__Raw data__

________________________

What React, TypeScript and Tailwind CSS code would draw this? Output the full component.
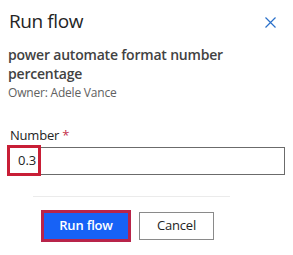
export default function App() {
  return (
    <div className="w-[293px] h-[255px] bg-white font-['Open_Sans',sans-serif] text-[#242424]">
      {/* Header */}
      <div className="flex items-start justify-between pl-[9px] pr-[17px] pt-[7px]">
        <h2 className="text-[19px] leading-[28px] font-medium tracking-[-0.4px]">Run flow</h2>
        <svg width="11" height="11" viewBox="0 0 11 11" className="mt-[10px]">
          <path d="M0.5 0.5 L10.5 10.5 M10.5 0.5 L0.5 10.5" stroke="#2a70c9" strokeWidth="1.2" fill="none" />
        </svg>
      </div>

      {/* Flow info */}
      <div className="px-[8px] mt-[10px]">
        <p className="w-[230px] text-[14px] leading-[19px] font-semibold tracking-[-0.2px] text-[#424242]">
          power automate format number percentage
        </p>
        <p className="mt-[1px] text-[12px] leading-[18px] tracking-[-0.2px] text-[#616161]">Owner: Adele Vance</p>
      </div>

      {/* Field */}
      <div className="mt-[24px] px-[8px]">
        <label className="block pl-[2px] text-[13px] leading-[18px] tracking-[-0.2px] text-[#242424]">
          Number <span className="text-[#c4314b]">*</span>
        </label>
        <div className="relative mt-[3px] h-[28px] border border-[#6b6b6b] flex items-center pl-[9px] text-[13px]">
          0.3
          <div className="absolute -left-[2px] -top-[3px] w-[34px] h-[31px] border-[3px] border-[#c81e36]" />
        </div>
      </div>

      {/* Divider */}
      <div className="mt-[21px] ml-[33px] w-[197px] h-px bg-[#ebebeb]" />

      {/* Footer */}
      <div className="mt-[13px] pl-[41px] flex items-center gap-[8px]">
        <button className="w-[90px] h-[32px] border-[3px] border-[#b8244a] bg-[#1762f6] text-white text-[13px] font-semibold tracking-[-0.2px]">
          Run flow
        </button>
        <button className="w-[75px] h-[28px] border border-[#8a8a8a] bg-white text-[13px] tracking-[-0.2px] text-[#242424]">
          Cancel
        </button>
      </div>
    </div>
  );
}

________________________

__Goal__
Print the whole listing above once more, word for word, without its pictures.

__Written answer__
What React, TypeScript and Tailwind CSS code would draw this? Output the full component.
export default function App() {
  return (
    <div className="w-[293px] h-[255px] bg-white font-['Open_Sans',sans-serif] text-[#242424]">
      {/* Header */}
      <div className="flex items-start justify-between pl-[9px] pr-[17px] pt-[7px]">
        <h2 className="text-[19px] leading-[28px] font-medium tracking-[-0.4px]">Run flow</h2>
        <svg width="11" height="11" viewBox="0 0 11 11" className="mt-[10px]">
          <path d="M0.5 0.5 L10.5 10.5 M10.5 0.5 L0.5 10.5" stroke="#2a70c9" strokeWidth="1.2" fill="none" />
        </svg>
      </div>

      {/* Flow info */}
      <div className="px-[8px] mt-[10px]">
        <p className="w-[230px] text-[14px] leading-[19px] font-semibold tracking-[-0.2px] text-[#424242]">
          power automate format number percentage
        </p>
        <p className="mt-[1px] text-[12px] leading-[18px] tracking-[-0.2px] text-[#616161]">Owner: Adele Vance</p>
      </div>

      {/* Field */}
      <div className="mt-[24px] px-[8px]">
        <label className="block pl-[2px] text-[13px] leading-[18px] tracking-[-0.2px] text-[#242424]">
          Number <span className="text-[#c4314b]">*</span>
        </label>
        <div className="relative mt-[3px] h-[28px] border border-[#6b6b6b] flex items-center pl-[9px] text-[13px]">
          0.3
          <div className="absolute -left-[2px] -top-[3px] w-[34px] h-[31px] border-[3px] border-[#c81e36]" />
        </div>
      </div>

      {/* Divider */}
      <div className="mt-[21px] ml-[33px] w-[197px] h-px bg-[#ebebeb]" />

      {/* Footer */}
      <div className="mt-[13px] pl-[41px] flex items-center gap-[8px]">
        <button className="w-[90px] h-[32px] border-[3px] border-[#b8244a] bg-[#1762f6] text-white text-[13px] font-semibold tracking-[-0.2px]">
          Run flow
        </button>
        <button className="w-[75px] h-[28px] border border-[#8a8a8a] bg-white text-[13px] tracking-[-0.2px] text-[#242424]">
          Cancel
        </button>
      </div>
    </div>
  );
}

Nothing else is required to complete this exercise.